DATA PROVIDED:
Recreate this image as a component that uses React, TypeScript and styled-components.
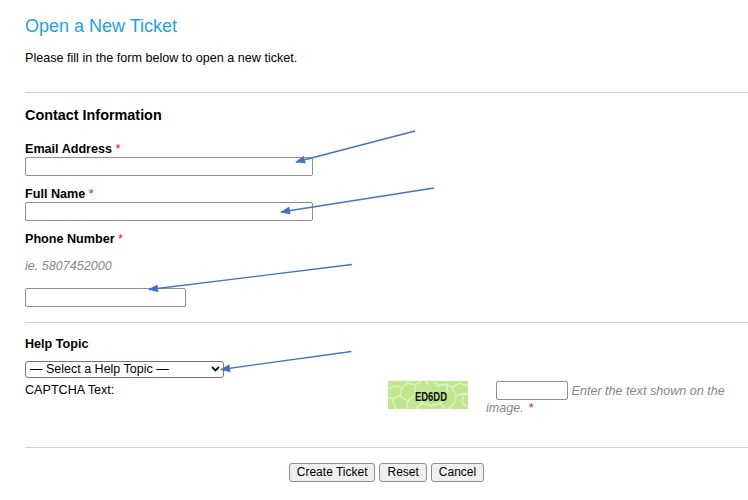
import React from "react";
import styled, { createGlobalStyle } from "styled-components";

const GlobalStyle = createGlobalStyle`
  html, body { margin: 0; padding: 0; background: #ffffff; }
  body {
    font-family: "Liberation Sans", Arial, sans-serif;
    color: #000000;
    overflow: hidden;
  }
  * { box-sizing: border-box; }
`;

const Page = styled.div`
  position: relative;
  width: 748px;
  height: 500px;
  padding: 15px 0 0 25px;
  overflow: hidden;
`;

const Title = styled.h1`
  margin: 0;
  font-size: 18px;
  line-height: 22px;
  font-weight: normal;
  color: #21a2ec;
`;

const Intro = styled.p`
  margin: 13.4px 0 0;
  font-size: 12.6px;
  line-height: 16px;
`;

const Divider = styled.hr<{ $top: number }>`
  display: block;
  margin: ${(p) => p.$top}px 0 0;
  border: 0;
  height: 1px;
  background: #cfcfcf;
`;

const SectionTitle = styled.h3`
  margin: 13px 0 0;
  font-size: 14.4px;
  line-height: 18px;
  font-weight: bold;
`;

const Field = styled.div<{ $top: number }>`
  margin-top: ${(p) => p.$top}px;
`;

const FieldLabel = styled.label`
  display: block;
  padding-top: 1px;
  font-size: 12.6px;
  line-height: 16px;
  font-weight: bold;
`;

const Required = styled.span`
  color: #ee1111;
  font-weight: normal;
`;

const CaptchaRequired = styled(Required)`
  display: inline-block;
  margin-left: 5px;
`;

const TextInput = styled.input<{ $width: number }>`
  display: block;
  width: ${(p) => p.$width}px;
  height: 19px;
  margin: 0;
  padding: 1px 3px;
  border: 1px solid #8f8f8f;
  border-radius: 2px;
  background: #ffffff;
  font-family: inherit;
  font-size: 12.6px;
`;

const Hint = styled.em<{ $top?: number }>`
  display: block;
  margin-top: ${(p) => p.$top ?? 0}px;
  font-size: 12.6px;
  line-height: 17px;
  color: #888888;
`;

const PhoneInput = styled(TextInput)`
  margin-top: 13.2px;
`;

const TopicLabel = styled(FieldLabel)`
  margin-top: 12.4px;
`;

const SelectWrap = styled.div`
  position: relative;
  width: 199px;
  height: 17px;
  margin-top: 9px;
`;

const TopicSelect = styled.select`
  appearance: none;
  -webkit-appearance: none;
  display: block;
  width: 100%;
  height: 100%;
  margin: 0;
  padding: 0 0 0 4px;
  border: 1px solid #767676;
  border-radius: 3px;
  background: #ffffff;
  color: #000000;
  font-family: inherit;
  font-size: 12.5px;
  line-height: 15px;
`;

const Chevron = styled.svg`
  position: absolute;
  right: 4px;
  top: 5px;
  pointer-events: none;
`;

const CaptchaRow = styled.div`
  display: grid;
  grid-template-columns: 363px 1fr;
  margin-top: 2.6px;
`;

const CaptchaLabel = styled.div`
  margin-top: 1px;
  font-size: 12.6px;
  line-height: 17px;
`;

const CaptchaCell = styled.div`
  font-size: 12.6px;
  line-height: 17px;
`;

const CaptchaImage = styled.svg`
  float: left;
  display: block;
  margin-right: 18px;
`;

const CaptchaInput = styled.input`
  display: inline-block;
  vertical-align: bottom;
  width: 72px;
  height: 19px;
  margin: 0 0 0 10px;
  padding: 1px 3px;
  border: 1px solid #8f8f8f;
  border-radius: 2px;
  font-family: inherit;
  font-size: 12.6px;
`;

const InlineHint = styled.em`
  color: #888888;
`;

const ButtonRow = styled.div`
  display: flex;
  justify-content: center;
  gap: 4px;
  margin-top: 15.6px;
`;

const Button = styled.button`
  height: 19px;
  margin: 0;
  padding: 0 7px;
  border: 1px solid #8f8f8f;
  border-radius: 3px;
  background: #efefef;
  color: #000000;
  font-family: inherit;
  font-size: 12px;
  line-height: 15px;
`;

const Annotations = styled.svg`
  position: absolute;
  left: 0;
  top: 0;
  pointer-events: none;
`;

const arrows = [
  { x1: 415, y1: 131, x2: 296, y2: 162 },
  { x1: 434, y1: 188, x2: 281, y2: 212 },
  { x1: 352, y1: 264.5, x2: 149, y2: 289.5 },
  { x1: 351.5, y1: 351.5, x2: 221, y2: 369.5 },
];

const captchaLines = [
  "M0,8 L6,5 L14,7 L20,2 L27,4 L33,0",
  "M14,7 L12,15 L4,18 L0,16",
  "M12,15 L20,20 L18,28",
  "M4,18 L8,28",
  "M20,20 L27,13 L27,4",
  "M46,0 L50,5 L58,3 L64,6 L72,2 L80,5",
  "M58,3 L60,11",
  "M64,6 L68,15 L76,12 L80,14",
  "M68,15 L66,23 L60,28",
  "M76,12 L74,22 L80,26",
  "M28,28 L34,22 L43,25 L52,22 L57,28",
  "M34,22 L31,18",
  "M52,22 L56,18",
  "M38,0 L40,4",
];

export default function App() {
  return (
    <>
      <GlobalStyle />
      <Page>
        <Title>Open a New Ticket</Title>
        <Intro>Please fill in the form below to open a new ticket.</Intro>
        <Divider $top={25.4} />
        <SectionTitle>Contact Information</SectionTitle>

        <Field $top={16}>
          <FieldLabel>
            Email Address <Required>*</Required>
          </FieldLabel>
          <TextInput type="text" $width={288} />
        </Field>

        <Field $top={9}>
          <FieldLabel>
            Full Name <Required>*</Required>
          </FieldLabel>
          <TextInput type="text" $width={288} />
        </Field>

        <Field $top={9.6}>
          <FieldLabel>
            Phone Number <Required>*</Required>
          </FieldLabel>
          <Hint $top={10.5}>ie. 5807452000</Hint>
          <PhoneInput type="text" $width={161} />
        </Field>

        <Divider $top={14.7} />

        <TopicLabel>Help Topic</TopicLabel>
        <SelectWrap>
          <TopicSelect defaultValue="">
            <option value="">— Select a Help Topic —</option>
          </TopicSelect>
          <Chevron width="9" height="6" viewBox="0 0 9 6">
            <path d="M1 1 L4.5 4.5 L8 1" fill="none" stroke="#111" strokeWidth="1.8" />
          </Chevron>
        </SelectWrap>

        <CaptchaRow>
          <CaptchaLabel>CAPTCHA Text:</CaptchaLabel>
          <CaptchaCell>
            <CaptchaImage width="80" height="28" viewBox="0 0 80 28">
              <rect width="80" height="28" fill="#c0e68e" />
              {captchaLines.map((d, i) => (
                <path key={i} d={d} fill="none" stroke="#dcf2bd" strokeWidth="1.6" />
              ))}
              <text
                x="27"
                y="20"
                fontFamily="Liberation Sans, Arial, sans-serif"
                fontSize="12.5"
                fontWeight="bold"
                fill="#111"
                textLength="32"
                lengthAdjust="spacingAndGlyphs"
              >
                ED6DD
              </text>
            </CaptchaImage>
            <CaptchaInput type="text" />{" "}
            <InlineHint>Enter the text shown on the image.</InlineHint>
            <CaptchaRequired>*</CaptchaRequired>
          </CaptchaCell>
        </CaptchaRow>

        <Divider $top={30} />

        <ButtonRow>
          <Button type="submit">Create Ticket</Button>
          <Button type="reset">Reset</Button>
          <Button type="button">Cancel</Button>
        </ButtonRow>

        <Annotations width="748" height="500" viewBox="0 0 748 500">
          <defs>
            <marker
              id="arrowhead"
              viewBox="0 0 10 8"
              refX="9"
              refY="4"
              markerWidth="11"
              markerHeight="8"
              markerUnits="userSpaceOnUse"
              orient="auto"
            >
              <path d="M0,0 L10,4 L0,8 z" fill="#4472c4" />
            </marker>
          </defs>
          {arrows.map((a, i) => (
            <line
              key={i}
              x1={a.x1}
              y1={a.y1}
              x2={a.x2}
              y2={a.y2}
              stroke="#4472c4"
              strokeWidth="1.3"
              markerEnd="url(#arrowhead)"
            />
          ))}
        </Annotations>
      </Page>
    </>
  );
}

TASK INSTRUCTIONS: The word "components" appears in how many lines of the data? Answer with only the number.

EXERCISE OUTPUT: 2